— To be done —
Repeat every line of the data exactly, but not the pictures.

═══ Recorded information ═══

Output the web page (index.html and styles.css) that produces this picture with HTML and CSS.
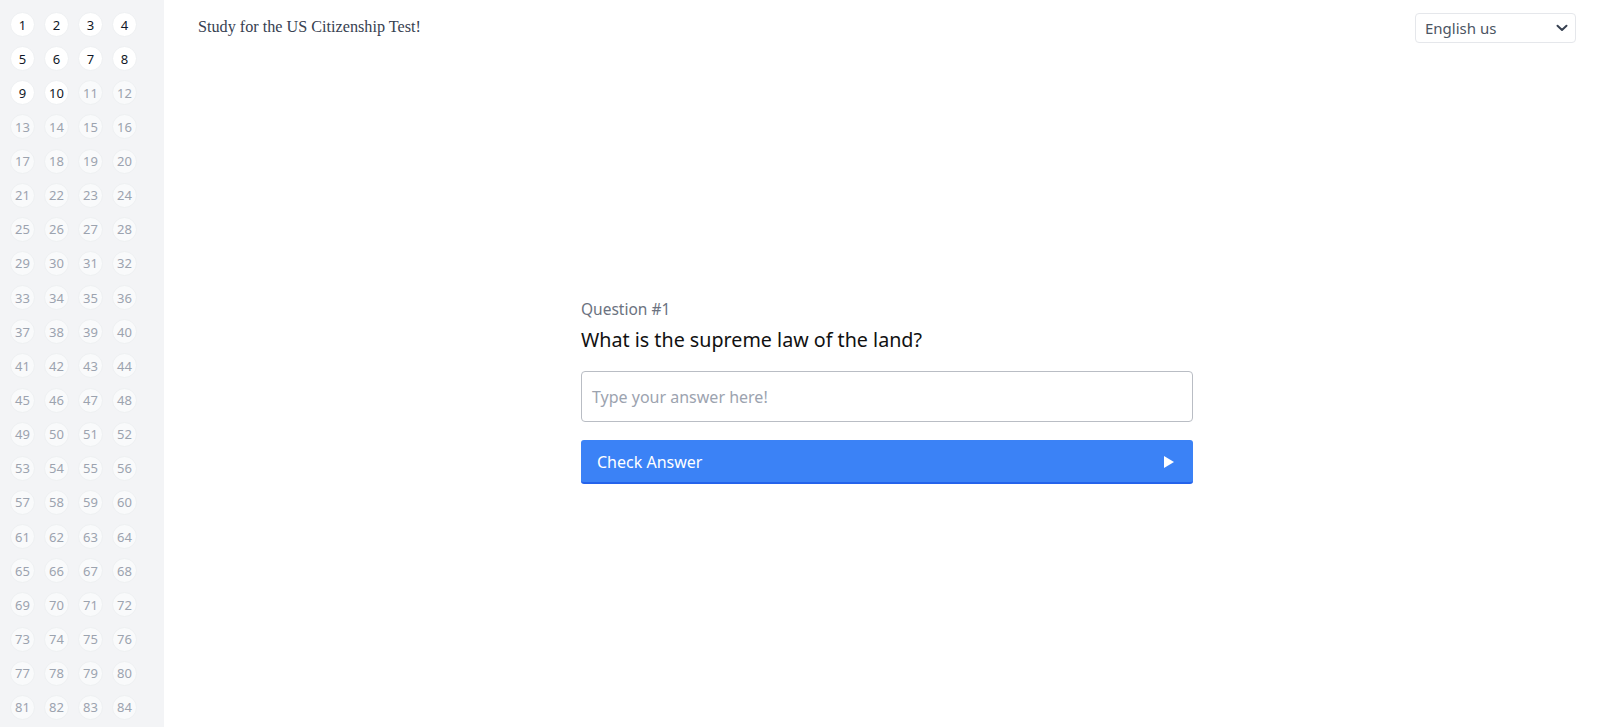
FILE: index.html
```html
<!DOCTYPE html>
<html lang="en">
<head>
<meta charset="utf-8">
<title>Study for the US Citizenship Test!</title>
<link rel="stylesheet" href="styles.css">
</head>
<body>
<div class="layout">
  <aside class="sidebar">
    <div class="grid" id="grid"></div>
  </aside>
  <main class="main">
    <header class="topbar">
      <h1 class="title">Study for the US Citizenship Test!</h1>
      <div class="select">
        <span class="select-text">English us</span>
        <svg class="chev" width="12" height="8" viewBox="0 0 12 8"><path d="M1.5 1.8 L6 6 L10.5 1.8" fill="none" stroke="#374151" stroke-width="2" stroke-linecap="round" stroke-linejoin="round"/></svg>
      </div>
    </header>
    <section class="center">
      <div class="card">
        <div class="qlabel">Question #1</div>
        <div class="qtext">What is the supreme law of the land?</div>
        <div class="input">Type your answer here!</div>
        <div class="btn">
          <span>Check Answer</span>
          <svg width="12" height="14" viewBox="0 0 12 14"><path d="M1 1 L11 7 L1 13 Z" fill="#fff"/></svg>
        </div>
      </div>
    </section>
  </main>
</div>
<script src="script.js"></script>
</body>
</html>
```
FILE: script.js
```js
var g = document.getElementById('grid');
for (var i = 1; i <= 84; i++) {
  var d = document.createElement('div');
  d.className = i <= 10 ? 'dot active' : 'dot';
  d.textContent = i;
  g.appendChild(d);
}
```
FILE: styles.css
```css
html, body { margin: 0; padding: 0; }
body {
  font-family: "Noto Sans", "Open Sans", sans-serif;
  background: #fff;
  height: 727px;
  overflow: hidden;
}
.layout { display: flex; height: 727px; }
.sidebar {
  width: 164px;
  flex: none;
  background: #f3f4f6;
  padding: 12px 0 0 10px;
  box-sizing: border-box;
}
.grid {
  display: grid;
  grid-template-columns: repeat(4, 25px);
  column-gap: 9px;
  row-gap: 9.15px;
}
.dot {
  width: 25px; height: 25px;
  border-radius: 50%;
  background: #f9fafb;
  color: #9ca3af;
  font-size: 13px;
  display: flex; align-items: center; justify-content: center;
  box-sizing: border-box;
  border: 1px solid #eef0f2;
}
.dot.active { background: #fff; color: #111827; }
.main { flex: 1; display: flex; flex-direction: column; }
.topbar {
  display: flex; justify-content: space-between; align-items: flex-start;
  padding: 13px 24px 0 34px;
}
.title {
  margin: 5px 0 0;
  font-family: "Liberation Serif", serif;
  font-weight: normal;
  font-size: 16.2px;
  color: #374151;
}
.select {
  width: 161px; height: 30px; box-sizing: border-box;
  border: 1px solid #e5e7eb; border-radius: 4px;
  display: flex; align-items: center; justify-content: space-between;
  padding: 0 7px 0 9px;
  font-size: 15px; color: #4b5563;
}
.center {
  display: flex; justify-content: center;
  padding: 255px 0 0 10px;
}
.card { width: 612px; }
.qlabel { font-size: 15.5px; color: #6b7280; line-height: 22px; }
.qtext { font-size: 19.7px; color: #111; line-height: 26px; margin-top: 7px; }
.input {
  margin-top: 18px;
  height: 51px; box-sizing: border-box;
  border: 1px solid #b9bdc4; border-radius: 4px;
  padding: 0 10px;
  display: flex; align-items: center;
  font-size: 16px; color: #9ca3af;
}
.btn {
  margin-top: 18px;
  height: 44px; box-sizing: border-box;
  background: #3b82f6; border-radius: 3px;
  border-bottom: 2px solid #2563eb;
  display: flex; align-items: center; justify-content: space-between;
  padding: 2px 18px 0 16px;
  color: #fff; font-size: 16px;
}
```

═══

— Exercise answer —
Output the web page (index.html and styles.css) that produces this picture with HTML and CSS.
FILE: index.html
```html
<!DOCTYPE html>
<html lang="en">
<head>
<meta charset="utf-8">
<title>Study for the US Citizenship Test!</title>
<link rel="stylesheet" href="styles.css">
</head>
<body>
<div class="layout">
  <aside class="sidebar">
    <div class="grid" id="grid"></div>
  </aside>
  <main class="main">
    <header class="topbar">
      <h1 class="title">Study for the US Citizenship Test!</h1>
      <div class="select">
        <span class="select-text">English us</span>
        <svg class="chev" width="12" height="8" viewBox="0 0 12 8"><path d="M1.5 1.8 L6 6 L10.5 1.8" fill="none" stroke="#374151" stroke-width="2" stroke-linecap="round" stroke-linejoin="round"/></svg>
      </div>
    </header>
    <section class="center">
      <div class="card">
        <div class="qlabel">Question #1</div>
        <div class="qtext">What is the supreme law of the land?</div>
        <div class="input">Type your answer here!</div>
        <div class="btn">
          <span>Check Answer</span>
          <svg width="12" height="14" viewBox="0 0 12 14"><path d="M1 1 L11 7 L1 13 Z" fill="#fff"/></svg>
        </div>
      </div>
    </section>
  </main>
</div>
<script src="script.js"></script>
</body>
</html>
```
FILE: script.js
```js
var g = document.getElementById('grid');
for (var i = 1; i <= 84; i++) {
  var d = document.createElement('div');
  d.className = i <= 10 ? 'dot active' : 'dot';
  d.textContent = i;
  g.appendChild(d);
}
```
FILE: styles.css
```css
html, body { margin: 0; padding: 0; }
body {
  font-family: "Noto Sans", "Open Sans", sans-serif;
  background: #fff;
  height: 727px;
  overflow: hidden;
}
.layout { display: flex; height: 727px; }
.sidebar {
  width: 164px;
  flex: none;
  background: #f3f4f6;
  padding: 12px 0 0 10px;
  box-sizing: border-box;
}
.grid {
  display: grid;
  grid-template-columns: repeat(4, 25px);
  column-gap: 9px;
  row-gap: 9.15px;
}
.dot {
  width: 25px; height: 25px;
  border-radius: 50%;
  background: #f9fafb;
  color: #9ca3af;
  font-size: 13px;
  display: flex; align-items: center; justify-content: center;
  box-sizing: border-box;
  border: 1px solid #eef0f2;
}
.dot.active { background: #fff; color: #111827; }
.main { flex: 1; display: flex; flex-direction: column; }
.topbar {
  display: flex; justify-content: space-between; align-items: flex-start;
  padding: 13px 24px 0 34px;
}
.title {
  margin: 5px 0 0;
  font-family: "Liberation Serif", serif;
  font-weight: normal;
  font-size: 16.2px;
  color: #374151;
}
.select {
  width: 161px; height: 30px; box-sizing: border-box;
  border: 1px solid #e5e7eb; border-radius: 4px;
  display: flex; align-items: center; justify-content: space-between;
  padding: 0 7px 0 9px;
  font-size: 15px; color: #4b5563;
}
.center {
  display: flex; justify-content: center;
  padding: 255px 0 0 10px;
}
.card { width: 612px; }
.qlabel { font-size: 15.5px; color: #6b7280; line-height: 22px; }
.qtext { font-size: 19.7px; color: #111; line-height: 26px; margin-top: 7px; }
.input {
  margin-top: 18px;
  height: 51px; box-sizing: border-box;
  border: 1px solid #b9bdc4; border-radius: 4px;
  padding: 0 10px;
  display: flex; align-items: center;
  font-size: 16px; color: #9ca3af;
}
.btn {
  margin-top: 18px;
  height: 44px; box-sizing: border-box;
  background: #3b82f6; border-radius: 3px;
  border-bottom: 2px solid #2563eb;
  display: flex; align-items: center; justify-content: space-between;
  padding: 2px 18px 0 16px;
  color: #fff; font-size: 16px;
}
```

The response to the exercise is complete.